La filiera del pomodoro da industria rischia di essere travolta dal cortocircuito che sta investendo l’intera economia agricola nazionale per i rincari sulle materie prime e l’ulteriore impatto della guerra in Ucraina.
Senza accordo sul prezzo e con il comparto stressato da crisi idrica e instabilità dei mercati, l’oro rosso italiano ha già perso il 15% delle superfici coltivate e si rischia di arrivare fino al 30%. Accade sulla scia dei record produttivi del 2021, ma soprattutto perché gli agricoltori stanno tentando di contenere costi di produzione insostenibili, con la riconversione dei terreni a colture più sicure e meno onerose come mais, girasole e soia.
Cia-Agricoltori Italiani esprime preoccupazione per lo stallo delle trattative sul prezzo, sia al centro-nord che al sud, e sollecita mediazione e responsabilità tra produttori e industria, per aiutare un settore quasi in fase di trapianti per la campagna 2022 e che normalmente già richiede alti costi di impianto e gestione, impennatisi ora, complessivamente, oltre il 50%.
In ballo, ricorda Cia, la tenuta di un comparto che nel 2021 ha riportato l’Italia al secondo posto nel mondo per produzione, dopo gli Stati Uniti e ben sopra la Cina, con 6 milioni di tonnellate di trasformato e una crescita del 17%.
“Dunque – sottolinea Cia – adesso che è tempo di mettere a dimora le piantine, il cui costo è aumentato del 30% a unità, serve una rapida quotazione delle scorte per programmare gli investimenti ed è cruciale chiudere la trattativa sul prezzo, in modo rapido e lungimirante, per tutelare la sostenibilità della filiera e la sua competitività sul mercato”.
Del resto, il dibattito sul prezzo viene da lontano. Al centro-sud, Cia aveva fatto previsioni negative già nelle prime trattative di febbraio. A pesare i prezzi troppo bassi riconosciuti agli agricoltori nel 2021, nonostante i buoni risultati (crescita del 22,3% con 2,96 milioni di tonnellate di trasformato), e le difficoltà registrate in campo tra cui l’indisponibilità dei trasportatori, questione ancora di drammatica attualità.

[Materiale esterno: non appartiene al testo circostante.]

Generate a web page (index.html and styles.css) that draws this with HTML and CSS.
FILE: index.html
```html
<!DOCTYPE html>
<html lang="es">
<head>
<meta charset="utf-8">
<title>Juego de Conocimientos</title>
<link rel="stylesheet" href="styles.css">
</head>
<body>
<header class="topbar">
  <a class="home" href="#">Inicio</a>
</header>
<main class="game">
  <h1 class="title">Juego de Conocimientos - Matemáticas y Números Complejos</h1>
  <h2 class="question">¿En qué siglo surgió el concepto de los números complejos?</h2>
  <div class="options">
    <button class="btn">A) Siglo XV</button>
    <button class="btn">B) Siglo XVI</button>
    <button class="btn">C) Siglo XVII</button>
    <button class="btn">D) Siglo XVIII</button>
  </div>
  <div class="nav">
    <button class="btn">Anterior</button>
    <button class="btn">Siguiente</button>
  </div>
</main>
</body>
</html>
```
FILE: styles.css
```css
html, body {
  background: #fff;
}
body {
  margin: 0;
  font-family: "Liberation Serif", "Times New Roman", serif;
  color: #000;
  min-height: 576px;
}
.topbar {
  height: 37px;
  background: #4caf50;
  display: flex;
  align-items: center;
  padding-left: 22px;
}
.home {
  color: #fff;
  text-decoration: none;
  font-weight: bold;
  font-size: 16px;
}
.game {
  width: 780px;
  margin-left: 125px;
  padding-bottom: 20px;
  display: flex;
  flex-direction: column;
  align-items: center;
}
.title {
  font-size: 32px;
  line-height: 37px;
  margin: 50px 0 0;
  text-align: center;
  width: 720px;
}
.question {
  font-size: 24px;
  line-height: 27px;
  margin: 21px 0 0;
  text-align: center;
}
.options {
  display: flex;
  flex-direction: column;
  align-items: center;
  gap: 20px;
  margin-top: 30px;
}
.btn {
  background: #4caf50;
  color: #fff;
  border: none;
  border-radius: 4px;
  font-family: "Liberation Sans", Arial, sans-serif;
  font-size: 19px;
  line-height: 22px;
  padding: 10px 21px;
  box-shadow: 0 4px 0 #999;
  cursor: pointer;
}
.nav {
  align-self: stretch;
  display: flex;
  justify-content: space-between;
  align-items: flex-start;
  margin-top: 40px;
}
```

Gli agricoltori del centro-sud chiedono di riequilibrare la bilancia dei rapporti di forza tra agricoltori e industria, per una stagione più equa e trasparente. Oltre a un prezzo per il 2022, serve conoscere i quantitativi ancora in magazzino e sarebbe utile accelerare il coinvolgimento della Gdo nelle Oi (Organizzazioni interprofessionali) del pomodoro, non deputate alla trattativa, ma strategiche per la condivisione degli interventi a favore del settore in ottica di filiera. Si attendono interventi incisivi da parte del Governo per arginare quantomeno i rincari record dei carburanti sul piano nazionale. Altrimenti, stando ai costi di produzione in continuo aumento, agli agricoltori del centro-sud non basteranno neanche 15-20 centesimi al chilo di pomodoro (150-200 euro a tonnellata) né il riconoscimento di un sovrapprezzo pari 10 euro per le criticità.
“Al nord, con l’Emilia-Romagna che ha la più ampia superficie coltivata a pomodoro da industria, la situazione si potrebbe dire speculare”, commenta Cia. Non c’è accordo sul prezzo all’orizzonte. La proposta fatta agli agricoltori è di 100 euro a tonnellata (10 centesimi al chilo), ma non è sufficiente a coprire le spese, anche se al momento è comunque difficile stabilire un prezzo adeguato alla situazione.
In conclusione, Cia torna a ribadire quanto, anche in situazioni di instabilità e soprattutto soggette a speculazioni, sia fondamentale il rispetto dell’equità lungo la catena del valore, per la tenuta delle aziende agricole e di tutto il comparto del trasformato.